Lost Gold Mines Of The Sierras

Lost Gold Mines Of The Sierras

The brief explanation in the introduction didn’t really do the process of our discovery of this lost gold mine justice… So, for those with longer attention spans that take the time to read the description, here is some more detail for you: This started out as what I would best describe as a “speculative” mine exploring day. We had no specific destination in mind, but wanted to revisit a very old mining district in California that has been kind to us in the past. We weren’t in a rush and were simply venturing down ravines and across old mine workings that we had not explored before. One can actually see a number of interesting things when looking around these historic mining districts – we saw old bottles, bits and pieces of antique mining equipment, the remains of old miner’s cabins…

We stopped for lunch beneath the shade of a thick overhang of trees and brush and, while we were eating, we noticed the remains of a rock wall covered by the brush. Well, naturally, this piqued our curiosity and so when we finished eating, we pushed through the thick brush and discovered that the “rock wall” was actually the support for a trail cut into the side of a cliff rising above us.
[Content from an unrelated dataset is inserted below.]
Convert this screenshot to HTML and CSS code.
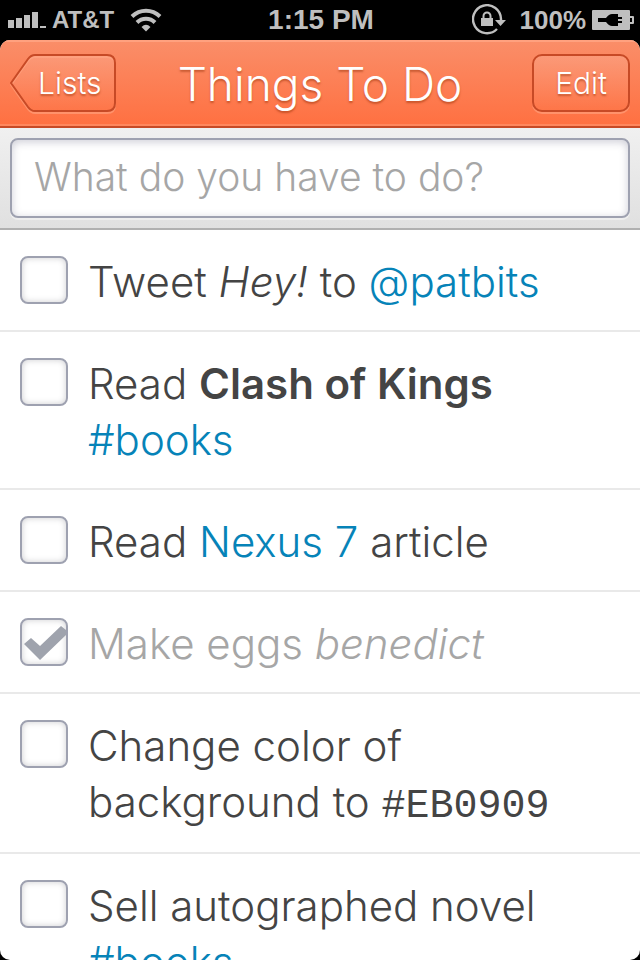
FILE: index.html
```html
<!DOCTYPE html>
<html lang="en">
<head>
<meta charset="utf-8">
<meta name="viewport" content="width=device-width, initial-scale=1">
<title>Things To Do</title>
<link rel="stylesheet" href="styles.css">
</head>
<body>
<div class="phone">
  <div class="status">
    <div class="status-left">
      <svg class="signal" width="38" height="16" viewBox="0 0 38 16" aria-hidden="true"><path d="M0 8h6v8H0zM8 6h6v10H8zM16 3h6v13h-6zM24 0h6v16h-6zM32 14h6v2h-6z"/></svg>
      <span class="carrier">AT&amp;T</span>
      <svg class="wifi" width="32" height="24" viewBox="0 0 32 24" aria-hidden="true"><g fill="none" stroke="currentColor"><path d="M2 8.500C10 .8 22 .8 30 8.500" stroke-width="4"/><path d="M7 14.500C12 9.500 20 9.500 25 14.500" stroke-width="4"/></g><path d="M11.500 19Q16 14.500 20.500 19L16 23.500Z"/></svg>
    </div>
    <span class="time">1:15 PM</span>
    <div class="status-right">
      <svg class="lock" width="34" height="32" viewBox="0 0 34 32" aria-hidden="true"><g fill="none" stroke="currentColor"><path d="M25 25A14 14 0 1 1 29 15v2" stroke-width="2.400"/><path d="M11.500 15v-3a3.500 3.500 0 0 1 7 0v3" stroke-width="2"/></g><path d="M9 14h12v8H9zM23 16h11l-5.500 6z"/></svg>
      <span class="percent">100%</span>
      <svg class="battery" width="42" height="20" viewBox="0 0 42 20" aria-hidden="true"><path fill-rule="evenodd" d="M1 0h36q1 0 1 1v5h3q1 0 1 1v6q0 1-1 1h-3v5q0 1-1 1H1q-1 0-1-1V1q0-1 1-1zM38 8v4h2V8zM6 8v4h8q3 4 6 4h6v-3h4v-2h-4V9h4V7h-4V4h-6q-3 0-6 4z"/></svg>
    </div>
  </div>
  <div class="app">
    <header class="bar">
      <a class="back" href="#lists">
        <svg class="back-shape" width="106" height="62" viewBox="0 0 106 62" aria-hidden="true">
          <defs><linearGradient id="tint" x1="0" y1="0" x2="0" y2="1"><stop offset="0" stop-color="#fff" stop-opacity=".14"/><stop offset="1" stop-color="#fff" stop-opacity="0"/></linearGradient></defs>
          <path d="M25 3H97Q105 3 105 11V51Q105 59 97 59H25Q21 59 18 55L1 31L18 7Q21 3 25 3Z" fill="none" stroke="#ff926b" stroke-width="2"/>
          <path d="M25 1H97Q105 1 105 9V49Q105 57 97 57H25Q21 57 18 53L1 29L18 5Q21 1 25 1Z" fill="url(#tint)" stroke="#c74a26" stroke-width="2"/>
        </svg>
        <span class="back-label">Lists</span>
      </a>
      <h1 class="title">Things To Do</h1>
      <button class="edit" type="button">Edit</button>
    </header>
    <form class="add">
      <input class="entry" type="text" placeholder="What do you have to do?" aria-label="New task">
    </form>
    <ul class="tasks">
      <li class="task"><input class="tick" type="checkbox" id="t1"><label class="text" for="t1">Tweet <em>Hey!</em> to <a href="#patbits">@patbits</a></label></li>
      <li class="task"><input class="tick" type="checkbox" id="t2"><label class="text" for="t2">Read <strong>Clash of Kings</strong> <a href="#books">#books</a></label></li>
      <li class="task"><input class="tick" type="checkbox" id="t3"><label class="text" for="t3">Read <a href="#nexus">Nexus 7</a> article</label></li>
      <li class="task done">
        <span class="tick-wrap"><input class="tick" type="checkbox" id="t4" checked><svg class="mark" width="48" height="48" viewBox="0 0 48 48" aria-hidden="true"><path d="M4 26L11 20L20 28L41 8L46 12V17L20 42Z"/></svg></span>
        <label class="text" for="t4">Make eggs <em>benedict</em></label></li>
      <li class="task"><input class="tick" type="checkbox" id="t5"><label class="text" for="t5">Change color of background to <code>#EB0909</code></label></li>
      <li class="task"><input class="tick" type="checkbox" id="t6"><label class="text" for="t6">Sell autographed novel <a href="#books">#books</a></label></li>
    </ul>
  </div>
</div>
</body>
</html>
```
FILE: styles.css
```css
* { box-sizing: border-box; }

body {
  margin: 0;
  background: #000;
  color: #444;
  font-family: Inter, "Liberation Sans", sans-serif;
}

.phone {
  display: flex;
  flex-direction: column;
  height: 100vh;
}

.status {
  display: grid;
  grid-template-columns: 1fr auto 1fr;
  align-items: center;
  height: 40px;
  padding: 0 6px 0 8px;
  color: #bfbfbf;
  font: bold 26px/36px "Liberation Sans", sans-serif;
}

.status svg { fill: currentColor; flex: none; }

.status-left,
.status-right {
  display: flex;
  align-items: center;
}

.status-left { gap: 6px; }
.status-right { justify-content: flex-end; gap: 6px; }
.carrier { font-size: 24px; padding-right: 10px; }
.percent { padding-left: 8px; }
.time { font-size: 28px; }

.app {
  flex: 1;
  min-height: 0;
  overflow: hidden;
  border-radius: 10px;
  background: #fff;
}

.bar {
  display: grid;
  grid-template-columns: 1fr auto 1fr;
  align-items: center;
  height: 88px;
  padding: 0 10px;
  border-bottom: 2px solid #c74a26;
  background: linear-gradient(#fa8e69, #ff7041);
  box-shadow: inset 0 2px #ffa17f, inset 0 -2px #ff875d;
  color: #fff;
  text-shadow: 0 2px 2px rgba(150, 50, 10, .5);
}

.title {
  margin: 0;
  padding-top: 2px;
  font-size: 46px;
  line-height: 56px;
  font-weight: 300;
}

.back {
  display: grid;
  justify-self: start;
  height: 58px;
  color: inherit;
  text-decoration: none;
}

.back-shape,
.back-label { grid-area: 1 / 1; }

.back-label {
  padding-left: 28px;
  font-size: 30px;
  line-height: 58px;
  font-weight: 300;
}

.edit {
  justify-self: end;
  height: 58px;
  padding: 0 21px;
  border: 2px solid #c74a26;
  border-radius: 10px;
  background: linear-gradient(rgba(255, 255, 255, .14), rgba(255, 255, 255, 0));
  box-shadow: 0 2px #ff926b;
  color: inherit;
  font: 300 30px/54px Inter, "Liberation Sans", sans-serif;
  text-shadow: inherit;
}

.add {
  padding: 10px;
  border-bottom: 2px solid #b0b0b0;
  background: linear-gradient(#f0f0f0, #e0e0e0);
}

.entry {
  display: block;
  width: 100%;
  height: 80px;
  padding: 0 22px 4px;
  border: 2px solid #9ea1b0;
  border-radius: 8px;
  background: #fff;
  box-shadow: inset 0 2px 8px rgba(90, 90, 120, .3), 0 2px #eee;
  color: #444;
  font: 300 39px/72px Inter, "Liberation Sans", sans-serif;
}

.entry::placeholder { color: #a6a6a6; opacity: 1; }

.tasks {
  margin: 0;
  padding: 0;
  list-style: none;
}

.task {
  display: flex;
  align-items: flex-start;
  gap: 20px;
  padding: 24px 20px 20px;
  border-bottom: 2px solid #e9e9e9;
}

.tick {
  flex: none;
  appearance: none;
  width: 48px;
  height: 48px;
  margin: 2px 0 0;
  border: 2px solid #9ea1b0;
  border-radius: 8px;
  background: #fff;
  box-shadow: inset 0 0 6px rgba(90, 90, 100, .3);
}

.tick-wrap { display: grid; flex: none; }
.tick-wrap .tick { grid-area: 1 / 1; }

.mark {
  grid-area: 1 / 1;
  align-self: end;
  fill: #9fa3ad;
  pointer-events: none;
}

.text {
  flex: 1;
  font-size: 42px;
  line-height: 56px;
  font-weight: 300;
}

.text a { color: #0683b8; text-decoration: none; }
.text strong { font-weight: 600; }
.text code {
  font-family: "Liberation Mono", monospace;
  font-size: 40px;
  font-weight: 400;
  line-height: 50px;
}
.done { color: #a6a6a6; }
```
The interesting thing about this trail is that one literally had to be on it before being able to properly see it and to follow it.

Well, naturally, we started following the trail, which twisted higher and higher up the steep cliffs. We could see that animals had been using the trail, but there was no sign of any recent human activity at all – no modern trash, no branches cut back, no signs of old campfires… Nothing. After a long, sweaty, strenuous climb up, the trail abruptly ended at a landing created out of carefully stacked boulders and leveled out with fine dirt. This landing is completely invisible from the valley below and, in hindsight, is likely the terminus for the tram system employed by the miners. At the time, however, we did not know this.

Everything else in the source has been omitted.